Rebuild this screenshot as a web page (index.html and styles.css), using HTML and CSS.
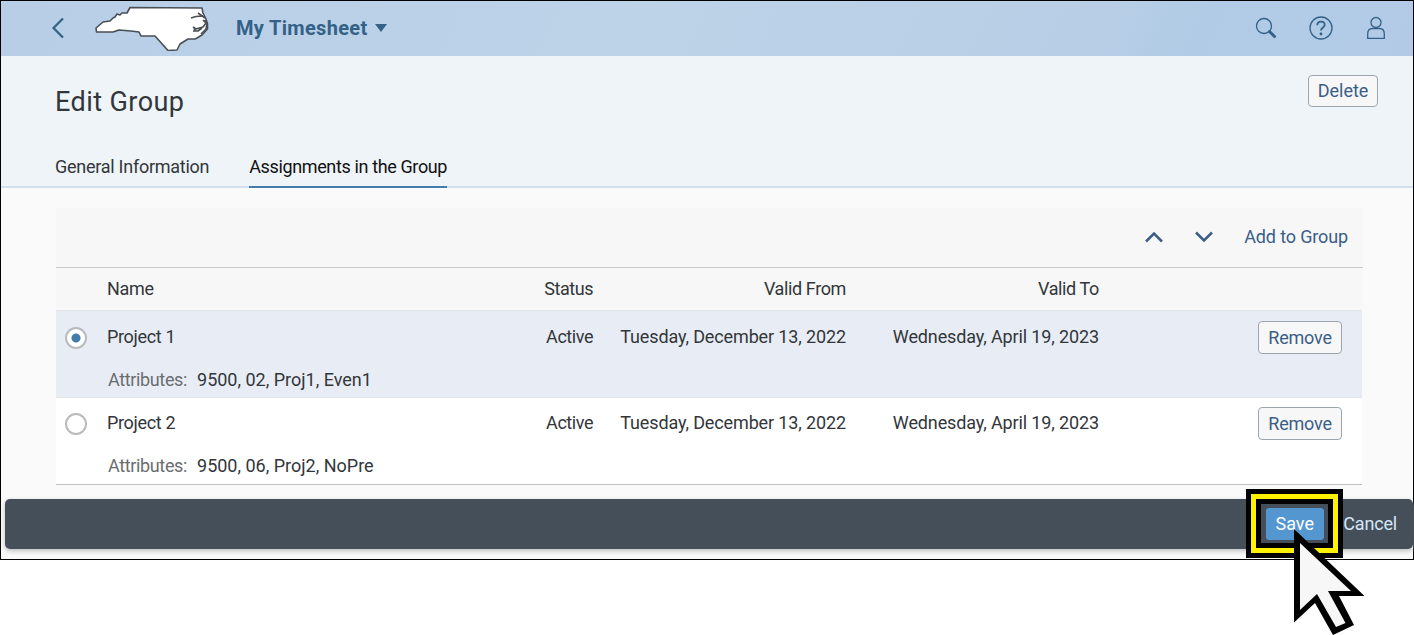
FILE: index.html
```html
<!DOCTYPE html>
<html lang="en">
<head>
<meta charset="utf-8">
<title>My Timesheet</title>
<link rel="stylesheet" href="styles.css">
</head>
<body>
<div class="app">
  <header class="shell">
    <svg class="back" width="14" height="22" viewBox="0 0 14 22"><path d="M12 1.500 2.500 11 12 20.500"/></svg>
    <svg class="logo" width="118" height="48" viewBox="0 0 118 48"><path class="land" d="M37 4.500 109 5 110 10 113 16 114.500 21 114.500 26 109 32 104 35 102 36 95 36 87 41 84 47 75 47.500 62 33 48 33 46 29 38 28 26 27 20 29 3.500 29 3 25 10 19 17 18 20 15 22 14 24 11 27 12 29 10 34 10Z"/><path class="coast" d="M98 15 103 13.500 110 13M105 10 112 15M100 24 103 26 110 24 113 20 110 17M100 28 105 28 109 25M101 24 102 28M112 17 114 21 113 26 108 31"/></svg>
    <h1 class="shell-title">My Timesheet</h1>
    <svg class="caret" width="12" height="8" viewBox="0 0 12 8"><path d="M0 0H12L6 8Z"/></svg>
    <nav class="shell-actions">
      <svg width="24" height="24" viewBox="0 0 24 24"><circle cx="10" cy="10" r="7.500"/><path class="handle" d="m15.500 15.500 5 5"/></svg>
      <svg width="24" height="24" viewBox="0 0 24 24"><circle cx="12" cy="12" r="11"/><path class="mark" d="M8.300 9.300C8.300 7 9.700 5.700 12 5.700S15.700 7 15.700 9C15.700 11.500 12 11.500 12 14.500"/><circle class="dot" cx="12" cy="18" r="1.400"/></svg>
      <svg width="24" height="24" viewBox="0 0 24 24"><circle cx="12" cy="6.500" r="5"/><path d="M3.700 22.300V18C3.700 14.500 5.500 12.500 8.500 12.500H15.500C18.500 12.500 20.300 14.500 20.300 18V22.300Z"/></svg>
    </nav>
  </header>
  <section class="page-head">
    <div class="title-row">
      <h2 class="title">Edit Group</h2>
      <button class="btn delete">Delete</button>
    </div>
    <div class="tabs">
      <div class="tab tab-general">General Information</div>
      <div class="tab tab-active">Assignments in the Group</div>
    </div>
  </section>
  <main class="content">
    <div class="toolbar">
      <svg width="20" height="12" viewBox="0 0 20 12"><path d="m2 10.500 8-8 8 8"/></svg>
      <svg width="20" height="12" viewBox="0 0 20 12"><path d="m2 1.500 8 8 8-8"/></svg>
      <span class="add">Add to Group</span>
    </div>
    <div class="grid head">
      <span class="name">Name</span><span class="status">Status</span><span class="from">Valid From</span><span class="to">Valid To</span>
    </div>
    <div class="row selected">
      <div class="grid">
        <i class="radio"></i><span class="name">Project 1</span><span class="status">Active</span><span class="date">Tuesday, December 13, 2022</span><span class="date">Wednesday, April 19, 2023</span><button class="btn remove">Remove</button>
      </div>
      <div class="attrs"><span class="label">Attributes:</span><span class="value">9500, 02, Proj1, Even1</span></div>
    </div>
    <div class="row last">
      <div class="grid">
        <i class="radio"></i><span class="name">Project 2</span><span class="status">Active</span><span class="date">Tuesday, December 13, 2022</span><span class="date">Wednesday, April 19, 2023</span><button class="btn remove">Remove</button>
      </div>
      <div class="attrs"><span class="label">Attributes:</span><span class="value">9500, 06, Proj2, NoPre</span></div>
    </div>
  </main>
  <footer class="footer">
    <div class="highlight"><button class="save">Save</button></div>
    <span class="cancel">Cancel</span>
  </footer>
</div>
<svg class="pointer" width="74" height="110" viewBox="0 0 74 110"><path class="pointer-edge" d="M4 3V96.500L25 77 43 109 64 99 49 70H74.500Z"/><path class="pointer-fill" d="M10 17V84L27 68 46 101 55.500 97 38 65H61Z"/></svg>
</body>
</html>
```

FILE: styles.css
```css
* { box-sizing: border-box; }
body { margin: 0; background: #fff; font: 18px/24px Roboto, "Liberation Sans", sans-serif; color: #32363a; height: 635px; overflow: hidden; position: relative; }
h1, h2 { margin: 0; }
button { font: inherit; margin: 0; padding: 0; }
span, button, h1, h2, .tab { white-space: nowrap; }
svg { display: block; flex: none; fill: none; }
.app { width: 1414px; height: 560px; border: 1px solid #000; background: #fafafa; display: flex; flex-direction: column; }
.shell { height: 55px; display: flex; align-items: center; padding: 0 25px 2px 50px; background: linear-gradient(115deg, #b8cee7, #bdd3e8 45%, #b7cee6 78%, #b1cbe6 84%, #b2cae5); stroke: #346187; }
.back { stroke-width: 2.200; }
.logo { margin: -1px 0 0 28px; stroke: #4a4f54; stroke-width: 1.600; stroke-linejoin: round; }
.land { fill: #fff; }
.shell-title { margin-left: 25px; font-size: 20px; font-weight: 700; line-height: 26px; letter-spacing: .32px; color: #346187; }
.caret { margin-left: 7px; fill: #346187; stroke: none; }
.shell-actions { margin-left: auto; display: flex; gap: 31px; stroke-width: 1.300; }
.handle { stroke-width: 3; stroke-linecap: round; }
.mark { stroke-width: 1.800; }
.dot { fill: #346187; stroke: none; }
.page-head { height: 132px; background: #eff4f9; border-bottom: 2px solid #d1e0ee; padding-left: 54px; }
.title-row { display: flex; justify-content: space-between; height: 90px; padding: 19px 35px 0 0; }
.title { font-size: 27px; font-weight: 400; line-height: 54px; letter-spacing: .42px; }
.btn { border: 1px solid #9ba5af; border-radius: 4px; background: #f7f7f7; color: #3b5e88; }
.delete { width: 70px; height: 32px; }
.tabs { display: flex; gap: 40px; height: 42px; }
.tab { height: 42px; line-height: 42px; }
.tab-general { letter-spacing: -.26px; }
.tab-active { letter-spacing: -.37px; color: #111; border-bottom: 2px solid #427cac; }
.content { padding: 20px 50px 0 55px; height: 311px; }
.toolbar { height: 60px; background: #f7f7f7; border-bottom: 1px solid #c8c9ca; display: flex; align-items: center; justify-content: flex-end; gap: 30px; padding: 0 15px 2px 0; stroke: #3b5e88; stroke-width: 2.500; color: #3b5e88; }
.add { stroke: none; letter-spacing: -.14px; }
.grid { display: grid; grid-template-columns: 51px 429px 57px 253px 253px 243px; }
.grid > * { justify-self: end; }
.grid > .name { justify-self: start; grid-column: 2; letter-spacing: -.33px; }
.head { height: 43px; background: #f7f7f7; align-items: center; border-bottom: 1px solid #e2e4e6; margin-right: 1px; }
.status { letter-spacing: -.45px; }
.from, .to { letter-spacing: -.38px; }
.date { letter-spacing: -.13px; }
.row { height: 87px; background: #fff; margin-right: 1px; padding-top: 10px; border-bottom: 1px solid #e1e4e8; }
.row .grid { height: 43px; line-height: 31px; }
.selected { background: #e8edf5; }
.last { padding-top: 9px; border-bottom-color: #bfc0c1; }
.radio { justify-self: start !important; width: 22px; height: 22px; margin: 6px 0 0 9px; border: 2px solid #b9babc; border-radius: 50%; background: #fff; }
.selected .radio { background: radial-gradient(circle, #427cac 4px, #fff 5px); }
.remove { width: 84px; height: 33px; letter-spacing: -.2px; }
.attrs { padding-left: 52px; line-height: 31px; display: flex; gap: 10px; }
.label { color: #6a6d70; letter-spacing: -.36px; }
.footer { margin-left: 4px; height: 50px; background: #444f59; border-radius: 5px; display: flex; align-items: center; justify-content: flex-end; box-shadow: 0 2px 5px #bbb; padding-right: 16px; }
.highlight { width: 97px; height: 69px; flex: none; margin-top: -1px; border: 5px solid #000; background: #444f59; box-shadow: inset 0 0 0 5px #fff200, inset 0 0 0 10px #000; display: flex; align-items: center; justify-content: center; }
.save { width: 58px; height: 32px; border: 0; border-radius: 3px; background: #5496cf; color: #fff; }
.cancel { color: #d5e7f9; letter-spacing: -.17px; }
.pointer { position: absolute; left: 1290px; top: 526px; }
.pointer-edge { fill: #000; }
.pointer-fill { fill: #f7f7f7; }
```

....

What you will do =
Pick out the lines containing the string "styles" and show them.

Problem solution =
Rebuild this screenshot as a web page (index.html and styles.css), using HTML and CSS.
<link rel="stylesheet" href="styles.css">
FILE: styles.css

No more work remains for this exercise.